Military Embedded Systems

MicroTCA: High performance in a small package

Story

December 01, 2006

Joe Pavlat

Editorial Director

PICMG

MicroTCA was originally conceived as a smaller, lower-cost cousin to AdvancedTCA, and telecom as its primary market. Since the specification has been ratified, a high degree of interest for nontelecom applications has surfaced. Prime among them are military applications.

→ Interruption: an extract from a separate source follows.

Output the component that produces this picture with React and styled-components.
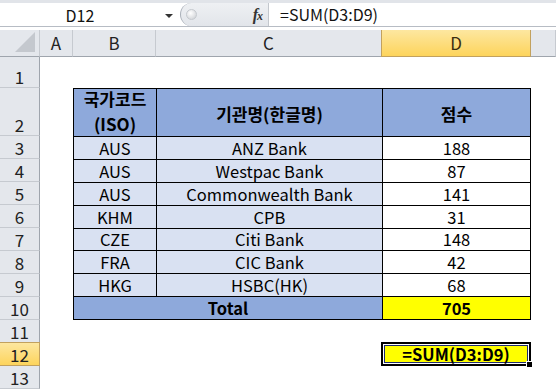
import React from "react";
import styled, { createGlobalStyle } from "styled-components";

const GlobalStyle = createGlobalStyle`
    html, body {
        margin: 0;
        padding: 0;
        background: #ffffff;
        overflow: hidden;
    }
    body {
        font-family: "Noto Sans CJK KR", "Noto Sans", sans-serif;
        color: #000;
    }
`

const rows = [
    ['AUS', 'ANZ Bank', 188],
    ['AUS', 'Westpac Bank', 87],
    ['AUS', 'Commonwealth Bank', 141],
    ['KHM', 'CPB', 31],
    ['CZE', 'Citi Bank', 148],
    ['FRA', 'CIC Bank', 42],
    ['HKG', 'HSBC(HK)', 68],
]

const columns = ['A', 'B', 'C', 'D']

function App() {
    return(
        <Window>
            <GlobalStyle />
            <FormulaBar>
                <NameBox>
                    <NameText>D12</NameText>
                    <DropArrow />
                </NameBox>
                <FxPill>
                    <Knob />
                    <Fx>f<small>x</small></Fx>
                </FxPill>
                <FormulaInput>=SUM(D3:D9)</FormulaInput>
            </FormulaBar>

            <Sheet>
                <Corner><CornerTriangle /></Corner>
                {columns.map(col => (
                    <ColHead key={col} $active={col === 'D'}>{col}</ColHead>
                ))}
                <ColHead />

                {Array.from({ length: 13 }, (_, i) => (
                    <RowHead key={i} $row={i + 2} $active={i + 1 === 12}>{i + 1}</RowHead>
                ))}

                <Table>
                    <HeadCell $stack>
                        <span>국가코드</span>
                        <span>(ISO)</span>
                    </HeadCell>
                    <HeadCell>기관명(한글명)</HeadCell>
                    <HeadCell>점수</HeadCell>

                    {rows.map((row, idx) => (
                        <React.Fragment key={idx}>
                            <Cell $tint>{row[0]}</Cell>
                            <Cell $tint>{row[1]}</Cell>
                            <Cell>{row[2]}</Cell>
                        </React.Fragment>
                    ))}

                    <TotalCell>Total</TotalCell>
                    <SumCell>705</SumCell>
                </Table>

                <Selected>
                    =SUM(D3:D9)
                    <FillHandle />
                </Selected>
            </Sheet>
        </Window>
    )
}

export default App

const Window = styled.div`
    width: 556px;
    height: 391px;
    display: flex;
    flex-direction: column;
    background: #fff;
`

const FormulaBar = styled.div`
    height: 23px;
    border-top: 3px solid #e1e4e9;
    border-bottom: 1px solid #b7bcc4;
    display: flex;
    align-items: stretch;
    background: #fff;
    margin-bottom: 3px;
    font-size: 16px;
    color: #111;
`

const NameBox = styled.div`
    width: 178px;
    display: flex;
    align-items: center;
`

const NameText = styled.div`
    width: 160px;
    text-align: center;
    line-height: 22px;
`

const DropArrow = styled.div`
    width: 0;
    height: 0;
    border-left: 4px solid transparent;
    border-right: 4px solid transparent;
    border-top: 4px solid #333;
    margin-left: 5px;
    margin-top: 2px;
`

const FxPill = styled.div`
    width: 89px;
    margin-left: 2px;
    display: flex;
    align-items: center;
    justify-content: space-between;
    padding: 0 6px 0 3px;
    box-sizing: border-box;
    background: linear-gradient(#eef0f3, #e2e5ea);
    border-radius: 12px 0 0 12px;
    border-left: 1px solid #a9afb8;
    border-right: 1px solid #c3c7cd;
`

const Knob = styled.div`
    width: 9px;
    height: 9px;
    border-radius: 50%;
    background: radial-gradient(circle at 40% 35%, #ffffff, #c9ccd1);
    border: 1px solid #c5c9ce;
    margin-left: 2px;
`

const Fx = styled.div`
    font-family: "Liberation Serif", serif;
    font-style: italic;
    font-weight: bold;
    font-size: 16px;
    color: #333;
    letter-spacing: -1px;

    small {
        font-size: 12px;
    }
`

const FormulaInput = styled.div`
    flex: 1;
    padding-left: 11px;
    line-height: 22px;
    font-size: 16px;
`

const Sheet = styled.div`
    display: grid;
    grid-template-columns: 40px 33px 83px 226px 149px 1fr;
    grid-template-rows: 27px 31px 48px repeat(11, 23px);
`

const headerBase = `
    box-sizing: border-box;
    display: flex;
    justify-content: center;
    color: #222;
    font-size: 17px;
`

const Corner = styled.div`
    ${headerBase}
    grid-column: 1;
    grid-row: 1;
    background: #e4e7ec;
    border-right: 1px solid #c6cad0;
    border-bottom: 1px solid #9fa5ad;
    position: relative;
`

const CornerTriangle = styled.div`
    position: absolute;
    right: 4px;
    bottom: 4px;
    width: 0;
    height: 0;
    border-left: 20px solid transparent;
    border-bottom: 20px solid #c4c8ce;
`

const ColHead = styled.div`
    ${headerBase}
    grid-row: 1;
    align-items: center;
    line-height: 20px;
    background: ${p => p.$active ? 'linear-gradient(#fde7a0, #fdd45c)' : '#e4e7ec'};
    border-right: 1px solid ${p => p.$active ? '#c2a15e' : '#c6cad0'};
    border-bottom: 1px solid ${p => p.$active ? '#c2a15e' : '#9fa5ad'};
    border-left: ${p => p.$active ? '1px solid #c2a15e' : 'none'};
    margin-left: ${p => p.$active ? '-1px' : '0'};
    color: ${p => p.$active ? '#3a2e10' : '#222'};
`

const RowHead = styled.div`
    ${headerBase}
    grid-column: 1;
    grid-row: ${p => p.$row};
    align-items: flex-end;
    line-height: 21px;
    background: ${p => p.$active ? 'linear-gradient(#fde7a0, #fdd45c)' : '#e4e7ec'};
    border-right: 1px solid ${p => p.$active ? '#c2a15e' : '#9fa5ad'};
    border-bottom: 1px solid ${p => p.$active ? '#c2a15e' : '#c6cad0'};
    border-top: ${p => p.$active ? '1px solid #c2a15e' : 'none'};
    margin-top: ${p => p.$active ? '-1px' : '0'};
`

const Table = styled.div`
    grid-column: 3 / 6;
    grid-row: 3 / 12;
    box-sizing: border-box;
    border: 1px solid #000;
    background: #000;
    display: grid;
    grid-template-columns: 82px 225px 1fr;
    grid-template-rows: 47px repeat(8, 1fr);
    gap: 1px;
    font-size: 16.5px;
`

const HeadCell = styled.div`
    background: #8ea9db;
    font-weight: bold;
    font-size: 17px;
    display: flex;
    flex-direction: column;
    align-items: center;
    justify-content: center;
    line-height: ${p => p.$stack ? '25px' : '22px'};
    padding: ${p => p.$stack ? '0 0 4px' : '3px 0 0'};
    box-sizing: border-box;
`

const Cell = styled.div`
    background: ${p => p.$tint ? '#d9e1f2' : '#ffffff'};
    display: flex;
    align-items: center;
    justify-content: center;
    line-height: 20px;
`

const TotalCell = styled(Cell)`
    grid-column: 1 / 3;
    background: #8ea9db;
    font-weight: bold;
`

const SumCell = styled(Cell)`
    background: #ffff00;
    font-weight: bold;
`

const Selected = styled.div`
    grid-column: 5;
    grid-row: 13;
    margin: -1px 0 0 -1px;
    box-sizing: border-box;
    border: 2px solid #000;
    box-shadow: inset 0 0 0 1px #fff, inset 0 0 0 2px #1f2c6e;
    background: #ffff00;
    display: flex;
    align-items: center;
    justify-content: center;
    font-weight: bold;
    font-size: 16.5px;
    line-height: 20px;
    position: relative;
`

const FillHandle = styled.div`
    position: absolute;
    right: -4px;
    bottom: -4px;
    width: 5px;
    height: 5px;
    background: #000;
    border: 1px solid #fff;
`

MicroTCA is a new open computing standard developed by PICMG that provides high performance and modularity. However, it is physically small enough to be used in a variety of mobile military applications, including vehicle and airborne platforms. MicroTCA uses the new AdvancedMC mezzanine cards that were originally designed for AdvancedTCA applications but uses them in a different way. AdvancedMC cards provide high performance in a small package. They are fabric-based and can use PCI Express, Ethernet, or RapidIO for high-speed data transfer. They are also fully managed and hot swappable, making them ideal for high-availability applications where systems resources can be made redundant so that cards can fail and the system keeps operating. In MicroTCA, AdvancedMCs (see Figure 1,  courtesy of GE Fanuc Embedded Systems) plug directly into the system backplane, whereas they typically plug onto a carrier card in AdvancedTCA applications.

Figure 1: In MicroTCA, AdvancedMCs plug directly into the system backplane, whereas they typically plug onto a carrier card in AdvancedTCA applications

(Click graphic to zoom by 1.3x)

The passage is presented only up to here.